## [Given problem]
Reproduce every line of the material below, but drop the pictures.

## [Recorded data]

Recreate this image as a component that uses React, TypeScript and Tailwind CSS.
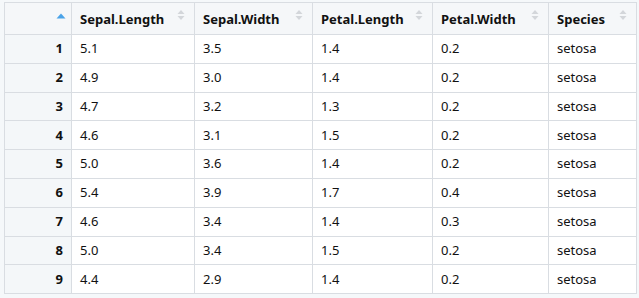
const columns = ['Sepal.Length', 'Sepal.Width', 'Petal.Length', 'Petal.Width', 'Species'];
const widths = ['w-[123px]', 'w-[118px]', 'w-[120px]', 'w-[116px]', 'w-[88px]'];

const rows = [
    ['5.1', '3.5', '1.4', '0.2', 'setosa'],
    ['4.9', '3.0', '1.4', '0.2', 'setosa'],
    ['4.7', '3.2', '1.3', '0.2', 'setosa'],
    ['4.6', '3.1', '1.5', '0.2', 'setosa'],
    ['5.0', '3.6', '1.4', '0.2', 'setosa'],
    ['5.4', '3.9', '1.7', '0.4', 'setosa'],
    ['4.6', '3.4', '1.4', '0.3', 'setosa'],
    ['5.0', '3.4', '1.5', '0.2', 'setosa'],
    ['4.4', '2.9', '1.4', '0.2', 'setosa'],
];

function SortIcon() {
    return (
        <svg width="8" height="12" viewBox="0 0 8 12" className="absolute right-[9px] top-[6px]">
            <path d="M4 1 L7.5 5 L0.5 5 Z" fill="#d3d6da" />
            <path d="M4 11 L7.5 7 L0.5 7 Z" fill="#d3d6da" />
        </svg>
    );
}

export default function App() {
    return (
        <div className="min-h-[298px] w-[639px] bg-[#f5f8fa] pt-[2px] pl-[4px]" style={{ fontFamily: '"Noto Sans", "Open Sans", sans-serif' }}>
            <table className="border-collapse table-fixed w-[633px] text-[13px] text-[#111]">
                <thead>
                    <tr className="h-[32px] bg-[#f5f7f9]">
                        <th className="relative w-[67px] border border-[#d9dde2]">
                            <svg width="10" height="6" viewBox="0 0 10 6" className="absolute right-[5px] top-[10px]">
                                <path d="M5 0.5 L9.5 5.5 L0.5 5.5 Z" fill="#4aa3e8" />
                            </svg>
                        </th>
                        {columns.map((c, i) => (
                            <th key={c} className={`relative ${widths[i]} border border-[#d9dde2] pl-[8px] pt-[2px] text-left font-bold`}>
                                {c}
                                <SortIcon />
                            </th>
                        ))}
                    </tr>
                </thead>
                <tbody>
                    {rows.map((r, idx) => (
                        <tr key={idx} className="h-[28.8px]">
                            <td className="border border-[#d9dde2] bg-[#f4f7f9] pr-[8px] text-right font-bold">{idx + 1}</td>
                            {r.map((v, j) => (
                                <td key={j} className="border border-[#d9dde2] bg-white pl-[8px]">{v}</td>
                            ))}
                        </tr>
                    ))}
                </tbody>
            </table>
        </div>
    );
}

## [Exercise output]
Recreate this image as a component that uses React, TypeScript and Tailwind CSS.
const columns = ['Sepal.Length', 'Sepal.Width', 'Petal.Length', 'Petal.Width', 'Species'];
const widths = ['w-[123px]', 'w-[118px]', 'w-[120px]', 'w-[116px]', 'w-[88px]'];

const rows = [
    ['5.1', '3.5', '1.4', '0.2', 'setosa'],
    ['4.9', '3.0', '1.4', '0.2', 'setosa'],
    ['4.7', '3.2', '1.3', '0.2', 'setosa'],
    ['4.6', '3.1', '1.5', '0.2', 'setosa'],
    ['5.0', '3.6', '1.4', '0.2', 'setosa'],
    ['5.4', '3.9', '1.7', '0.4', 'setosa'],
    ['4.6', '3.4', '1.4', '0.3', 'setosa'],
    ['5.0', '3.4', '1.5', '0.2', 'setosa'],
    ['4.4', '2.9', '1.4', '0.2', 'setosa'],
];

function SortIcon() {
    return (
        <svg width="8" height="12" viewBox="0 0 8 12" className="absolute right-[9px] top-[6px]">
            <path d="M4 1 L7.5 5 L0.5 5 Z" fill="#d3d6da" />
            <path d="M4 11 L7.5 7 L0.5 7 Z" fill="#d3d6da" />
        </svg>
    );
}

export default function App() {
    return (
        <div className="min-h-[298px] w-[639px] bg-[#f5f8fa] pt-[2px] pl-[4px]" style={{ fontFamily: '"Noto Sans", "Open Sans", sans-serif' }}>
            <table className="border-collapse table-fixed w-[633px] text-[13px] text-[#111]">
                <thead>
                    <tr className="h-[32px] bg-[#f5f7f9]">
                        <th className="relative w-[67px] border border-[#d9dde2]">
                            <svg width="10" height="6" viewBox="0 0 10 6" className="absolute right-[5px] top-[10px]">
                                <path d="M5 0.5 L9.5 5.5 L0.5 5.5 Z" fill="#4aa3e8" />
                            </svg>
                        </th>
                        {columns.map((c, i) => (
                            <th key={c} className={`relative ${widths[i]} border border-[#d9dde2] pl-[8px] pt-[2px] text-left font-bold`}>
                                {c}
                                <SortIcon />
                            </th>
                        ))}
                    </tr>
                </thead>
                <tbody>
                    {rows.map((r, idx) => (
                        <tr key={idx} className="h-[28.8px]">
                            <td className="border border-[#d9dde2] bg-[#f4f7f9] pr-[8px] text-right font-bold">{idx + 1}</td>
                            {r.map((v, j) => (
                                <td key={j} className="border border-[#d9dde2] bg-white pl-[8px]">{v}</td>
                            ))}
                        </tr>
                    ))}
                </tbody>
            </table>
        </div>
    );
}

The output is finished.